B-Boy Junior alias Buana. © Camille Milleran pour J.A.

B-Boy Junior alias Buana. © Camille Milleran pour J.A.

Publié le 26 août 2010 Lecture : 5 minutes.

« Je suis recordman du monde de tomates séchées », chantonne, hilare, B-Boy Junior. Loin d’être un mets délicat, la « tomate séchée » est en réalité une pirouette acrobatique que pratiquent, au sol, les « breakers ». Un de ces mouvements de virtuose qui impressionnent et que Junior aligne aisément. Trente-deux en une minute, c’est suffisant pour entrer dans le Livre Guinness des records. Une broutille, « un joli diplôme bien encadré », comme il le dit lui-même, qui vient s’ajouter aux nombreux titres de gloire et médailles remportés ces dix dernières années sur les différentes scènes mondiales du hip-hop.

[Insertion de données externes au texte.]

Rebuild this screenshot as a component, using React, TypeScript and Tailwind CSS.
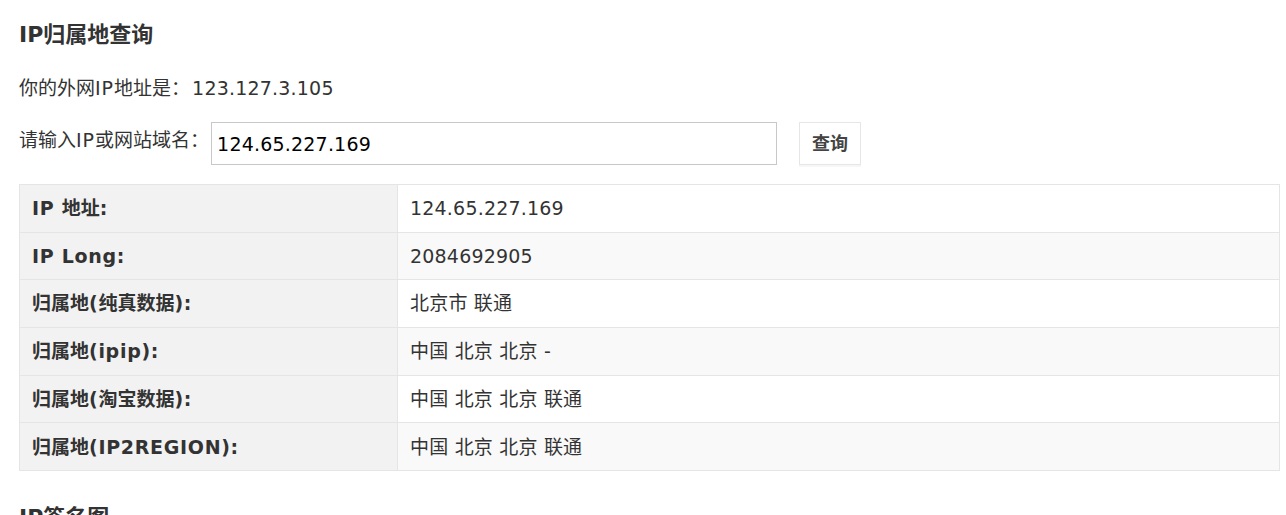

À 29 ans, Junior, mec à la coule qui revendique son sale caractère – bien qu’il le « lave très souvent pourtant » –, est une star internationale. On lui colle l’étiquette de « plus grand danseur hip-hop du monde », une réputation dont il s’accommode mal, tant il mesure encore le chemin qui lui reste à parcourir pour maîtriser totalement son art. Modeste mais conscient de son parcours hors norme, Junior aime se remémorer son enfance : « Je suis né au Zaïre, que j’ai quitté à l’âge de 5 ans. J’ai été adopté par une famille bretonne, à Saint-Malo. » De son enfance dans la cité corsaire, entouré de ses six frères et sœurs, il retient une scolarité en dents de scie, qui l’a mené à la faculté de langues de Rennes – « Je me destinais à un Deug d’anglais mais, au bout de six mois, j’ai lâché l’affaire » – et, surtout, ses sorties, avec son crew, ses potes de danse. « À Saint-Malo, l’été, on dansait sur les remparts devant les touristes pour se faire de l’argent de poche ; ça marchait plutôt bien pour nous. À 16 ans, on a découvert le hip-hop à travers les clips… C’était une révélation en même temps qu’un nouveau kif ! »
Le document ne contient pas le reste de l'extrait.